Non, la location saisonnière doit rester une activité accessoire dans la SCI pour ne pas risquer de passer sous le régime de l'Impôt sur les Sociétés (IS). Si elle devient prépondérante, cela entraînera une requalification fiscale.
3. Faut-il un bail spécifique pour la location saisonnière en SCI ?
Oui, la location saisonnière nécessite un contrat de location spécifique, différent du bail classique. Ce contrat doit clairement définir la durée de location et les services fournis (ménage, fourniture de linge, etc.), pour éviter toute confusion avec une location à long terme.

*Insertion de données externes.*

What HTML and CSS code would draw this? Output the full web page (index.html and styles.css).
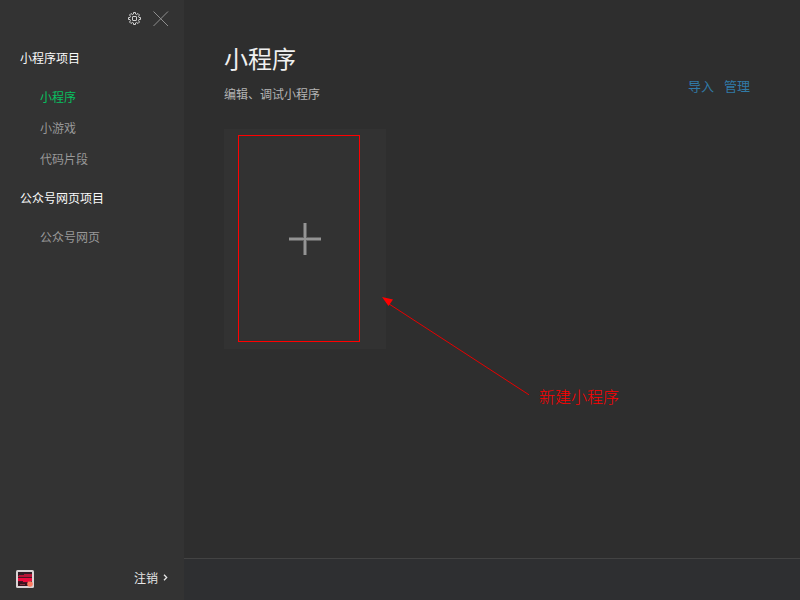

4. Quelles sont les démarches administratives supplémentaires à effectuer pour la location saisonnière en SCI ?
Outre la mise à jour des statuts de la SCI, vous devrez déclarer l'activité en mairie (obtenir un numéro d'enregistrement pour les plateformes de location) et, dans certaines zones, demander une autorisation de changement d'usage pour transformer un bien en location touristique.
5. Quelles sont les conséquences fiscales si une SCI dépasse le seuil de 10% de recettes commerciales ?
Si une SCI dépasse ce seuil, elle sera requalifiée sous le régime de l'Impôt sur les Sociétés (IS), ce qui entraîne une imposition sur les bénéfices au niveau de la société, avec des implications fiscales complexes pour les associés, notamment la double imposition sur les dividendes.